Now, what are the parallels to draw from this US election? In otherwise, what lessons are there for Ghana on the cusp of a presidential election? If Ghanaian political parties’ officials think because Donald Trump won it might translate into a winning spree for opposition parties in Ghana, we probably have to consider these parallels:
First of all, it can be argued that Hillary’s email scandal and the Benghazi issue could be viewed as Ghana’s massive corruption and the numerous deals. These two issues were a drag on the campaign and did not bode well for Hillary’s campaign. The email scandal took center stage in the US elections as it bordered on trustworthiness and to a large extent on honesty and transparency. Ostensibly, some voters voted based on trust, honesty and transparency.
The parallel in the Ghanaian elections could be encapsulated in the massive corruption and the numerous deals to boot à savoir the Armajaro and Embraer deals, the SADA and Gyeeda deals, Waterville, STX Housing, Smarttys, Insofoton and other corruption scandals under both Kufour and Mahama’s administration. This paper has neither statistics nor evidence to present, but suffice to state that common knowledge indicates corruption to be presided over in both regimes.
What happened and Parliament rose without passing the RTI bill? This lack will linger on as a justification for corruption in Ghana and I bet voters are probably bracing up for a jolt in the upcoming elections. And, on the blind side, we have government officials who do not declare their assets and within the space of limited time, they are erecting or have erected mansions, we have public officials who are paying for tuition abroad for relatives, we have government officials who have bought houses in the US and in some other countries. Then, we have the relevant question to ask about where the funds are coming from?

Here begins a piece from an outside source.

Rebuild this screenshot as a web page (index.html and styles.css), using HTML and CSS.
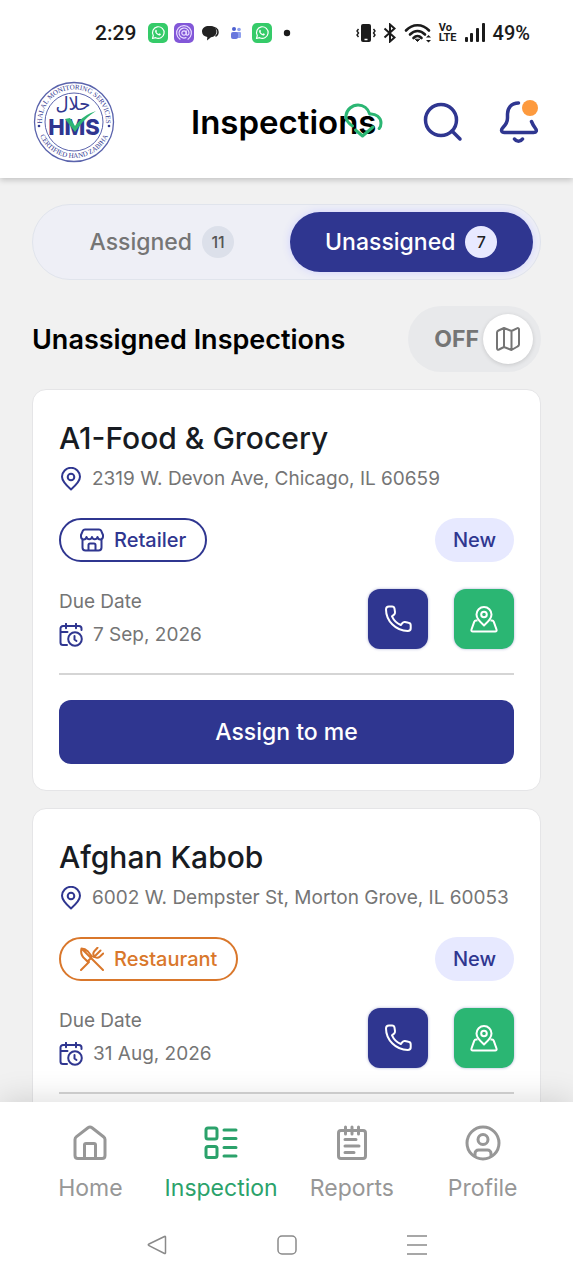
FILE: index.html
```html
<!DOCTYPE html>
<html lang="en">

<head>
    <meta charset="UTF-8" />
    <meta name="viewport" content="width=device-width, initial-scale=1.0" />
    <title>Inspections</title>
    <link rel="stylesheet" href="styles.css">
</head>

<body>
    <!-- Shared icons -->
    <svg class="sprite" aria-hidden="true">
        <symbol id="whatsapp" viewBox="0 0 20 20">
            <rect width="20" height="20" rx="5" fill="#35cb69" />
            <path d="M4.5 15.5l.8-3a5.8 5.8 0 1 1 2.3 2.2z" fill="none" stroke="#fff" stroke-width="1.2" stroke-linejoin="round" />
            <path d="M7.4 7.2c.5-.8 1-.6 1.2 0l.4 1-.6.8c.5 1 1.3 1.7 2.3 2.1l.8-.8 1.3.7c.2 1-.8 1.6-1.7 1.5-2.2-.4-4.1-2.6-4-4.2z" fill="#fff" />
        </symbol>
        <symbol id="pin" viewBox="0 0 24 24">
            <path d="M12 22.5C8 19 3 14.500 3 9.800a9 9 0 0 1 18 0c0 4.700-5 9.200-9 12.700z" />
            <circle cx="12" cy="10" r="3.3" />
        </symbol>
        <symbol id="calendar" viewBox="0 0 24 24">
            <path d="M8 22H4a2.500 2.500 0 0 1-2.500-2.500V5.500A2.500 2.500 0 0 1 4 3h16a2.500 2.500 0 0 1 2.500 2.500V7M1.500 9h7M7 .800v4.500M17 .800v4.500" />
            <circle cx="16" cy="16" r="6.8" />
            <path d="M15.500 13v3.500l2 1.500" />
        </symbol>
        <symbol id="phone" viewBox="0 0 28 28">
            <path d="M2 4.500C2 2.500 3 1.500 5 1.500h3c1.500 0 2.300.800 2.500 2.200l.500 3.500c.200 1.300-.300 2-1.200 2.700L8 11.300c1.800 4 4.800 7 8.800 8.700l1.500-1.800c.700-.900 1.500-1.300 2.700-1.100l3.500.600c1.400.200 2.200 1.100 2.200 2.500v3c0 1.900-1 2.800-3 2.800C12 26 2 16 2 4.500z" />
        </symbol>
        <symbol id="map-pin" viewBox="0 0 28 28">
            <path d="M14 20.500c-3.500-3.200-7.500-6.500-7.500-11a7.500 7.500 0 0 1 15 0c0 4.500-4 7.800-7.500 11z" />
            <circle cx="14" cy="9.5" r="2.8" />
            <path d="M7.500 15.500H6c-1 0-1.500.500-1.800 1.300l-2.700 7.700c-.400 1.200.100 2 1.300 2h22.400c1.200 0 1.700-.800 1.300-2l-2.700-7.700c-.300-.800-.800-1.300-1.800-1.300h-1.500" />
        </symbol>
    </svg>

    <div class="status-bar">
        <div class="status-group">
            <span class="clock">2:29</span>
            <svg class="status-icon" viewBox="0 0 20 20"><use href="#whatsapp" /></svg>
            <svg class="status-icon" viewBox="0 0 20 20">
                <rect width="20" height="20" rx="5" fill="#8257d8" />
                <g fill="none" stroke="#e8dcff" stroke-width="1.2" stroke-linecap="round">
                    <circle cx="10" cy="10" r="2.2" />
                    <path d="M12.200 7.800v3c0 2.200 2.800 1.600 2.800-1A5 5 0 1 0 12 14.600" />
                    <path d="M6 16.200a7.400 7.400 0 1 1 8 0" />
                </g>
            </svg>
            <svg class="status-icon" viewBox="0 0 20 20">
                <path d="M9 3c4.500 0 7.500 2 7.500 5.500S14 14 11 14.200L7 17.500l.300-3.500C4 13.500 2 11.500 2 8.500 2 5 5 3 9 3z" fill="#222" />
                <path d="M11 4c4 0 7 2 7 5 0 2-1 3.500-2.500 4.300" fill="none" stroke="#222" stroke-width="1.5" />
            </svg>
            <svg class="status-icon" viewBox="0 0 20 20">
                <circle cx="8" cy="6" r="2" fill="#4c5fd0" />
                <circle cx="13" cy="6.5" r="1.8" fill="#8fa0ee" />
                <rect x="10" y="9" width="5" height="6" rx="1" fill="#8fa0ee" />
                <rect x="5" y="9" width="7" height="7" rx="2" fill="#6877dd" />
            </svg>
            <svg class="status-icon" viewBox="0 0 20 20"><use href="#whatsapp" /></svg>
            <svg class="status-icon" viewBox="0 0 20 20"><circle cx="9" cy="10" r="3.2" fill="#1b1b1b" /></svg>
        </div>
        <div class="status-group status-system">
            <svg width="20" height="20" viewBox="0 0 20 20">
                <rect x="5" y="1" width="10" height="18" rx="2" fill="#1b1b1b" />
                <path d="M8.500 16.500h3" stroke="#fff" stroke-width="1.5" />
                <path d="M2.500 6L1 8l1.500 2L1 12l1.500 2M17.500 6L19 8l-1.500 2 1.500 2-1.500 2" fill="none" stroke="#1b1b1b" stroke-width="1.4" />
            </svg>
            <svg width="14" height="20" viewBox="0 0 14 20" fill="none" stroke="#1b1b1b" stroke-width="2">
                <path d="M1.500 5.500l10 9L7 18.500v-17l4.500 4-10 9" />
            </svg>
            <svg width="28" height="20" viewBox="0 0 28 20" fill="none" stroke="#1b1b1b" stroke-width="2.6" stroke-linecap="round">
                <path d="M2 7.500C8.500.500 18.500.500 25 7.500M6 11.500c4.500-4.600 10.500-4.600 15 0M9.500 15c2.500-2.600 5.500-2.600 8 0" />
                <path d="M11.500 16.500l2 2 2-2z" fill="#1b1b1b" stroke-width="1" />
                <path d="M22 14.500l2.500-2.500 2.500 2.500zM22 17l2.500 2.500 2.500-2.500z" fill="#1b1b1b" stroke="none" />
            </svg>
            <span class="volte"><span>Vo</span><span>LTE</span></span>
            <svg width="22" height="20" viewBox="0 0 22 20" fill="#1b1b1b">
                <rect x="1" y="14" width="3" height="5" rx="1" />
                <rect x="6" y="10" width="3" height="9" rx="1" />
                <rect x="12" y="5" width="3" height="14" rx="1" />
                <rect x="18" y="0" width="3" height="19" rx="1" />
            </svg>
            <span class="battery">49%</span>
        </div>
    </div>

    <header class="app-header">
        <svg class="logo" viewBox="0 0 82 82" role="img" aria-label="HMS">
            <defs>
                <path id="arc-top" d="M9.500 46A32 32 0 1 1 72.500 46" />
                <path id="arc-bottom" d="M4.500 46A37 37 0 0 0 77.500 46" />
            </defs>
            <g fill="none" stroke="#5a63ac">
                <circle cx="41" cy="41" r="39.5" stroke-width="1.3" />
                <circle cx="41" cy="41" r="29" />
            </g>
            <g class="logo-ring">
                <text><textPath href="#arc-top" startOffset="50%" text-anchor="middle">HALAL MONITORING SERVICES</textPath></text>
                <text><textPath href="#arc-bottom" startOffset="50%" text-anchor="middle">CERTIFIED HAND ZABIHA</textPath></text>
            </g>
            <circle cx="6" cy="45" r="1.3" fill="#30378f" />
            <circle cx="76" cy="45" r="1.3" fill="#30378f" />
            <text class="logo-arabic" x="40" y="29" text-anchor="middle">حلال</text>
            <text class="logo-name" x="41" y="54" text-anchor="middle">HMS</text>
            <path d="M32 38l5-1 5 8c6-8 12-12 21-15-8 5-14 11-21 21z" fill="#2fb574" />
        </svg>
        <h1 class="app-title">Inspections
            <svg class="cloud" viewBox="0 0 40 36">
                <path d="M8.500 23C4 20 1.500 16.500 2 12.500 2.800 6.500 8 2 14 2c5.500 0 10 3.500 11.700 9 6-.800 11.300 3.500 11.300 9 0 2-.500 4-1.800 5.500M11.500 27l7 6L29 24" />
            </svg>
        </h1>
        <div class="header-actions">
            <button class="icon-button" type="button" aria-label="Search">
                <svg viewBox="0 0 40 40">
                    <circle cx="18" cy="18" r="15.5" />
                    <path d="M29 29l8 8" />
                </svg>
            </button>
            <button class="icon-button" type="button" aria-label="Notifications">
                <svg viewBox="0 0 40 40">
                    <path d="M19.500 1C12 1 8.500 6.500 8.500 12v4c0 4-1.500 6.500-4.500 9.500-2.500 2.500-1.500 5 1.500 5h29c3 0 3.500-2 2-4-2-2.500-3-4.500-4-7M15.500 37c2 3 6 3 8 0" />
                </svg>
                <span class="dot"></span>
            </button>
        </div>
    </header>

    <main>
        <div class="tabs" role="tablist">
            <button class="tab" type="button" role="tab" aria-selected="false">Assigned <span class="count">11</span></button>
            <button class="tab active" type="button" role="tab" aria-selected="true">Unassigned <span class="count">7</span></button>
        </div>

        <div class="section-head">
            <h2>Unassigned Inspections</h2>
            <label class="map-toggle">
                <input type="checkbox" role="switch">
                <span>OFF</span>
                <span class="knob">
                    <svg viewBox="0 0 24 24">
                        <path d="M1 5.500C1 4.500 1.500 4 2.500 3.500L8 1l7.500 3L21 1.300c1.200-.500 2 0 2 1.200v15c0 1-.500 1.500-1.500 2L15.500 23 8 20l-5 2.500c-1.200.500-2 0-2-1.200zM8 1v19M15.500 4v19" />
                    </svg>
                </span>
            </label>
        </div>

        <article class="card">
            <h3>A1-Food &amp; Grocery</h3>
            <p class="address"><svg viewBox="0 0 24 24"><use href="#pin" /></svg>2319 W. Devon Ave, Chicago, IL 60659</p>
            <div class="row">
                <span class="type retailer">
                    <svg viewBox="0 0 24 24">
                        <path d="M5 1.500h14c1 0 1.800.500 2.200 1.300L23 7v1.500c0 3.500-4.700 4-5.500.500-.800 3-4.700 3-5.500 0-.800 3-4.700 3-5.500 0C5.700 12.500 1 12 1 8.500V7l1.800-4.200C3.200 2 4 1.500 5 1.500zM2.500 11.500v8c0 2 1 3 3 3h13c2 0 3-1 3-3v-8M8.500 22v-5c0-1 .500-1.500 1.500-1.500h4c1 0 1.500.500 1.500 1.500v5" />
                    </svg>
                    Retailer
                </span>
                <span class="status">New</span>
            </div>
            <div class="row due-row">
                <div class="due">
                    <span>Due Date</span>
                    <span class="date"><svg viewBox="0 0 24 24"><use href="#calendar" /></svg>7 Sep, 2026</span>
                </div>
                <div class="actions">
                    <button class="action call" type="button" aria-label="Call"><svg viewBox="0 0 28 28"><use href="#phone" /></svg></button>
                    <button class="action map" type="button" aria-label="Directions"><svg viewBox="0 0 28 28"><use href="#map-pin" /></svg></button>
                </div>
            </div>
            <button class="assign" type="button">Assign to me</button>
        </article>

        <article class="card">
            <h3>Afghan Kabob</h3>
            <p class="address"><svg viewBox="0 0 24 24"><use href="#pin" /></svg>6002 W. Dempster St, Morton Grove, IL 60053</p>
            <div class="row">
                <span class="type restaurant">
                    <svg viewBox="0 0 24 24">
                        <path d="M23 23L1.500 1.500C.500 5.500 2 9.500 5 12l2.500 2.500L10 12M1.500 1.500c3 0 5 1.500 6.500 3l4 5M9 15l-8 8M14 10l3-3M17.500 .800L14.500 4c-1.500 1.700-1.500 3.500-.500 5M23.200 6.500L20 9.500c-1.700 1.500-3.500 1.500-5 .500M20.500 3.500L16.500 7.500" />
                    </svg>
                    Restaurant
                </span>
                <span class="status">New</span>
            </div>
            <div class="row due-row">
                <div class="due">
                    <span>Due Date</span>
                    <span class="date"><svg viewBox="0 0 24 24"><use href="#calendar" /></svg>31 Aug, 2026</span>
                </div>
                <div class="actions">
                    <button class="action call" type="button" aria-label="Call"><svg viewBox="0 0 28 28"><use href="#phone" /></svg></button>
                    <button class="action map" type="button" aria-label="Directions"><svg viewBox="0 0 28 28"><use href="#map-pin" /></svg></button>
                </div>
            </div>
        </article>
    </main>

    <footer class="bottom">
        <nav class="bottom-nav">
            <a href="#home">
                <svg viewBox="0 0 36 36"><path d="M3 14.500c0-1.200.500-2 1.500-2.800L16 2.700c1.300-1 2.700-1 4 0l11.500 9c1 .800 1.500 1.600 1.500 2.800v16c0 2-1 3-3 3H6c-2 0-3-1-3-3zM12.500 33V20c0-1 .500-1.500 1.500-1.500h8c1 0 1.500.500 1.500 1.500v13" /></svg>
                Home
            </a>
            <a href="#inspection" class="current" aria-current="page">
                <svg viewBox="0 0 36 36"><path d="M5 3h7c1.500 0 2 .500 2 2v7c0 1.500-.500 2-2 2H5c-1.500 0-2-.500-2-2V5c0-1.500.500-2 2-2zM5 21.500h7c1.500 0 2 .500 2 2v7c0 1.500-.500 2-2 2H5c-1.500 0-2-.500-2-2v-7c0-1.500.500-2 2-2zM21 5h12M21 13.500h12M21 22.500h12M21 31h12" /></svg>
                Inspection
            </a>
            <a href="#reports">
                <svg viewBox="0 0 36 36"><path d="M7 5.500h22c1.500 0 2.500 1 2.500 2.500v23c0 1.500-1 2.500-2.500 2.500H7c-1.500 0-2.500-1-2.500-2.500V8c0-1.500 1-2.500 2.500-2.500zM11.500 2v7M18 2v7M24.500 2v7M11 14.500h11M11 21h14M11 27.500h9" /></svg>
                Reports
            </a>
            <a href="#profile">
                <svg viewBox="0 0 36 36"><circle cx="18" cy="18" r="16" /><circle cx="18" cy="14.5" r="5" /><path d="M10 31v-2.500c0-2 1.500-3.500 3.500-3.500h9c2 0 3.500 1.500 3.500 3.500V31" /></svg>
                Profile
            </a>
        </nav>
        <div class="system-nav">
            <button type="button" aria-label="Back"><svg viewBox="0 0 20 20"><path d="M17.500 1.500L2 9c-1 .500-1 1.200 0 1.700l15.500 7.800c.700.300 1 0 1-.700V2c0-.700-.300-.800-1-.500z" /></svg></button>
            <button type="button" aria-label="Home screen"><svg viewBox="0 0 20 20"><rect x="1" y="1" width="18" height="18" rx="4" /></svg></button>
            <button type="button" aria-label="Recent apps"><svg viewBox="0 0 20 20"><path d="M0 1h20M0 10h20M0 19h20" /></svg></button>
        </div>
    </footer>
</body>

</html>
```

FILE: styles.css
```css
:root {
    --base: #f1f1f1;
    --primary: #2f3690;
    --green: #2bb673;
    --orange: #d9772b;
    --muted: #757575;
    --line: #e5e5e7;
}

/* Base Styles */
* {
    box-sizing: border-box;
}

body {
    font-family: Inter, sans-serif;
    background-color: var(--base);
    color: #000;
    margin: 0;
    height: 100vh;
    display: flex;
    flex-direction: column;
    overflow: hidden;
}

h1, h2, h3, p {
    margin: 0;
}

button {
    font-family: inherit;
    border: none;
    padding: 0;
    background: none;
    cursor: pointer;
}

svg {
    flex: none;
    display: block;
}

.sprite {
    position: absolute;
    width: 0;
    height: 0;
}

/* Status bar */
.status-bar {
    flex: none;
    height: 66px;
    padding: 0 43px 0 95px;
    background: #fff;
    color: #1b1b1b;
    font-family: Roboto, sans-serif;
    display: flex;
    align-items: center;
    justify-content: space-between;
    position: relative;
    z-index: 1;
}

.status-group {
    display: flex;
    align-items: center;
    gap: 6px;
}

.status-system {
    gap: 7px;
}

.clock {
    font-size: 21px;
    font-weight: 500;
    margin-right: 6px;
}

.status-icon {
    width: 20px;
    height: 20px;
}

.volte {
    display: flex;
    flex-direction: column;
    font-size: 11px;
    font-weight: 700;
    line-height: 10px;
}

.battery {
    font-size: 20px;
    font-weight: 500;
}

/* Header */
.app-header {
    flex: none;
    height: 112px;
    padding: 0 34px 0 33px;
    background: #fff;
    box-shadow: 0 2px 6px rgba(0, 0, 0, 0.2);
    display: flex;
    align-items: center;
    position: relative;
}

.logo {
    width: 82px;
    height: 82px;
}

.logo-ring {
    font-family: "Liberation Serif", serif;
    font-size: 7px;
    fill: #30378f;
}

.logo-arabic {
    font-family: "DejaVu Sans", sans-serif;
    font-size: 18px;
    fill: #30378f;
}

.logo-name {
    font-size: 22px;
    font-weight: 800;
    fill: #2f3690;
}

.app-title {
    margin-left: 76px;
    font-size: 33px;
    line-height: 48px;
    font-weight: 600;
    position: relative;
}

.cloud {
    position: absolute;
    right: -8px;
    top: 5px;
    width: 40px;
    height: 36px;
    fill: none;
    stroke: var(--green);
    stroke-width: 3;
    stroke-linecap: round;
    stroke-linejoin: round;
}

.header-actions {
    display: flex;
    gap: 36px;
    margin-left: auto;
}

.icon-button {
    position: relative;
    width: 40px;
    height: 40px;
}

.icon-button svg {
    overflow: visible;
    fill: none;
    stroke: var(--primary);
    stroke-width: 3.5;
    stroke-linecap: round;
    stroke-linejoin: round;
}

.dot {
    position: absolute;
    top: -2px;
    right: 1px;
    width: 16px;
    height: 16px;
    border-radius: 50%;
    background: #fd9a3e;
}

/* Content */
main {
    flex: 1;
    min-height: 0;
    padding: 26px 32px 0;
    overflow: hidden;
}

.tabs {
    display: flex;
    gap: 6px;
    height: 76px;
    padding: 7px;
    border: 1px solid #e0e4ec;
    border-radius: 38px;
    background: #eeeff6;
}

.tab {
    flex: 1 1 0;
    display: flex;
    align-items: center;
    justify-content: center;
    gap: 10px;
    border-radius: 30px;
    font-size: 23px;
    font-weight: 500;
    color: var(--muted);
}

.tab.active {
    background: var(--primary);
    color: #fff;
    box-shadow: 0 0 8px #cfd1ff;
}

.count {
    width: 32px;
    height: 32px;
    border-radius: 50%;
    background: #dce0ea;
    color: #555;
    font-size: 16px;
    line-height: 32px;
    text-align: center;
}

.tab.active .count {
    background: #e8e9ff;
    color: #222;
}

.section-head {
    display: flex;
    align-items: center;
    justify-content: space-between;
    margin: 26px 0 17px;
}

.section-head h2 {
    font-size: 27px;
    font-weight: 600;
}

.map-toggle {
    position: relative;
    display: flex;
    align-items: center;
    gap: 4px;
    height: 66px;
    padding: 0 8px 0 26px;
    border-radius: 33px;
    background: #e8e9eb;
    color: var(--muted);
    font-size: 23px;
    font-weight: 700;
}

.map-toggle input {
    position: absolute;
    inset: 0;
    margin: 0;
    width: 100%;
    height: 100%;
    opacity: 0;
}

.knob {
    width: 50px;
    height: 50px;
    border-radius: 50%;
    background: #fff;
    box-shadow: 0 1px 4px rgba(0, 0, 0, 0.15);
    display: flex;
    align-items: center;
    justify-content: center;
}

.knob svg {
    width: 24px;
    height: 24px;
    overflow: visible;
    fill: none;
    stroke: var(--muted);
    stroke-width: 2;
    stroke-linejoin: round;
}

.card {
    padding: 26px;
    margin-bottom: 17px;
    border: 1px solid var(--line);
    border-radius: 14px;
    background: #fff;
}

.card h3 {
    font-size: 30px;
    line-height: 44px;
    font-weight: 500;
    color: #171b22;
}

.address {
    display: flex;
    align-items: center;
    gap: 9px;
    margin: 4px 0 24px;
    font-size: 19px;
    line-height: 30px;
    color: var(--muted);
    white-space: nowrap;
}

.address svg,
.date svg,
.type svg {
    width: 24px;
    height: 24px;
    fill: none;
    stroke: var(--primary);
    stroke-width: 2;
    stroke-linecap: round;
    stroke-linejoin: round;
}

.row {
    display: flex;
    align-items: center;
    justify-content: space-between;
}

.type {
    display: flex;
    align-items: center;
    gap: 10px;
    height: 44px;
    padding: 0 19px;
    border: 2px solid currentColor;
    border-radius: 22px;
    font-size: 20px;
    font-weight: 500;
}

.type svg {
    stroke: currentColor;
}

.retailer {
    color: var(--primary);
}

.restaurant {
    color: var(--orange);
}

.status {
    padding: 0 18px;
    border-radius: 22px;
    background: #e7e9ff;
    color: var(--primary);
    font-size: 20px;
    line-height: 44px;
    font-weight: 500;
}

.due-row {
    margin-top: 26px;
    padding-bottom: 24px;
    border-bottom: 2px solid #d5d5d5;
}

.due {
    display: flex;
    flex-direction: column;
    gap: 5px;
    color: var(--muted);
    font-size: 19px;
    line-height: 28px;
}

.date {
    display: flex;
    align-items: center;
    gap: 10px;
}

.actions {
    display: flex;
    gap: 26px;
}

.action {
    width: 60px;
    height: 60px;
    border-radius: 12px;
    display: flex;
    align-items: center;
    justify-content: center;
    box-shadow: 0 0 3px rgba(47, 54, 144, 0.4);
}

.action svg {
    width: 28px;
    height: 28px;
    fill: none;
    stroke: #fff;
    stroke-width: 2;
    stroke-linejoin: round;
}

.call {
    background: var(--primary);
}

.map {
    background: var(--green);
}

.assign {
    width: 100%;
    height: 64px;
    margin-top: 25px;
    border-radius: 12px;
    background: var(--primary);
    color: #fff;
    font-size: 23px;
    font-weight: 500;
    display: block;
}

/* Bottom navigation */
.bottom {
    flex: none;
    position: relative;
    background: #fff;
    box-shadow: 0 -2px 30px rgba(0, 0, 0, 0.14);
}

.bottom-nav {
    display: flex;
    padding: 23px 25px 0;
}

.bottom-nav a {
    flex: 1 1 0;
    display: flex;
    flex-direction: column;
    align-items: center;
    gap: 12px;
    color: #979797;
    font-size: 23px;
    line-height: 30px;
    text-decoration: none;
}

.bottom-nav svg {
    width: 36px;
    height: 36px;
    fill: none;
    stroke: currentColor;
    stroke-width: 3;
    stroke-linecap: round;
    stroke-linejoin: round;
}

.bottom-nav .current {
    color: #2ba26b;
}

.system-nav {
    display: flex;
    justify-content: center;
    gap: 110px;
    padding: 32px 0 25px;
}

.system-nav button {
    width: 20px;
    height: 20px;
}

.system-nav svg {
    overflow: visible;
    fill: none;
    stroke: #8a8a8a;
    stroke-width: 1.5;
}
```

The second parallel to draw is based on the campaign message that is focused on the creation of jobs. Trump campaigned on a message of creating jobs, bringing back jobs and making America great again. On a parallel note, the unemployment situation in Ghana is really thought provoking and very troubling. Therefore, any campaign message to stem the graduate unemployment, reduce utility tariffs, reinvigorate the private sector, stabilize the currency and arrest the fall in GDP is likely to woo voters. This is true, because, we know that jobs are the livewire of every economy. But, if the economy is reeling and a selected few are double-dipping, dealing, diming, dicing and nickeling the economy, don’t you believe that voters have eyes to perceive what the hell is going on?
Expressly put, any candidate campaigning to rid the nation of economic saboteurs, thieves and to instill discipline; a candidate campaigning to restore rule of law and transparency, given the mix of corruption bedeviling our economy, that candidate, to my mind, might spring a surprise in our elections.
Thirdly, the silent majority carried Trump to victory. Given that silent votes are prevalent in any election cycle; it remains to be seen how this parallel will play out in the impending Ghanaian elections.
Next, media is the fourth realm in any democratic dispensation. The United States has a very vibrant media landscape and the way a candidate uses it will always play to the advantage. Trump, a shrewd business mogul, a TV personality, spent less on TV ads and yet remained a constant presence on TV during the campaign cycle. Ghana in the same dimension has a vibrant media landscape and it will be interesting to see how the parallel will hem out.
Lastly, social media was heavily used by both Trump and Hillary. It is hoped that the candidates in Ghana will take advantage of the social media peak and use it appropriately to their advantage.
Political parties’ strategists in Ghana have to work hard to turn out the silent majority and I wish all of them Good luck!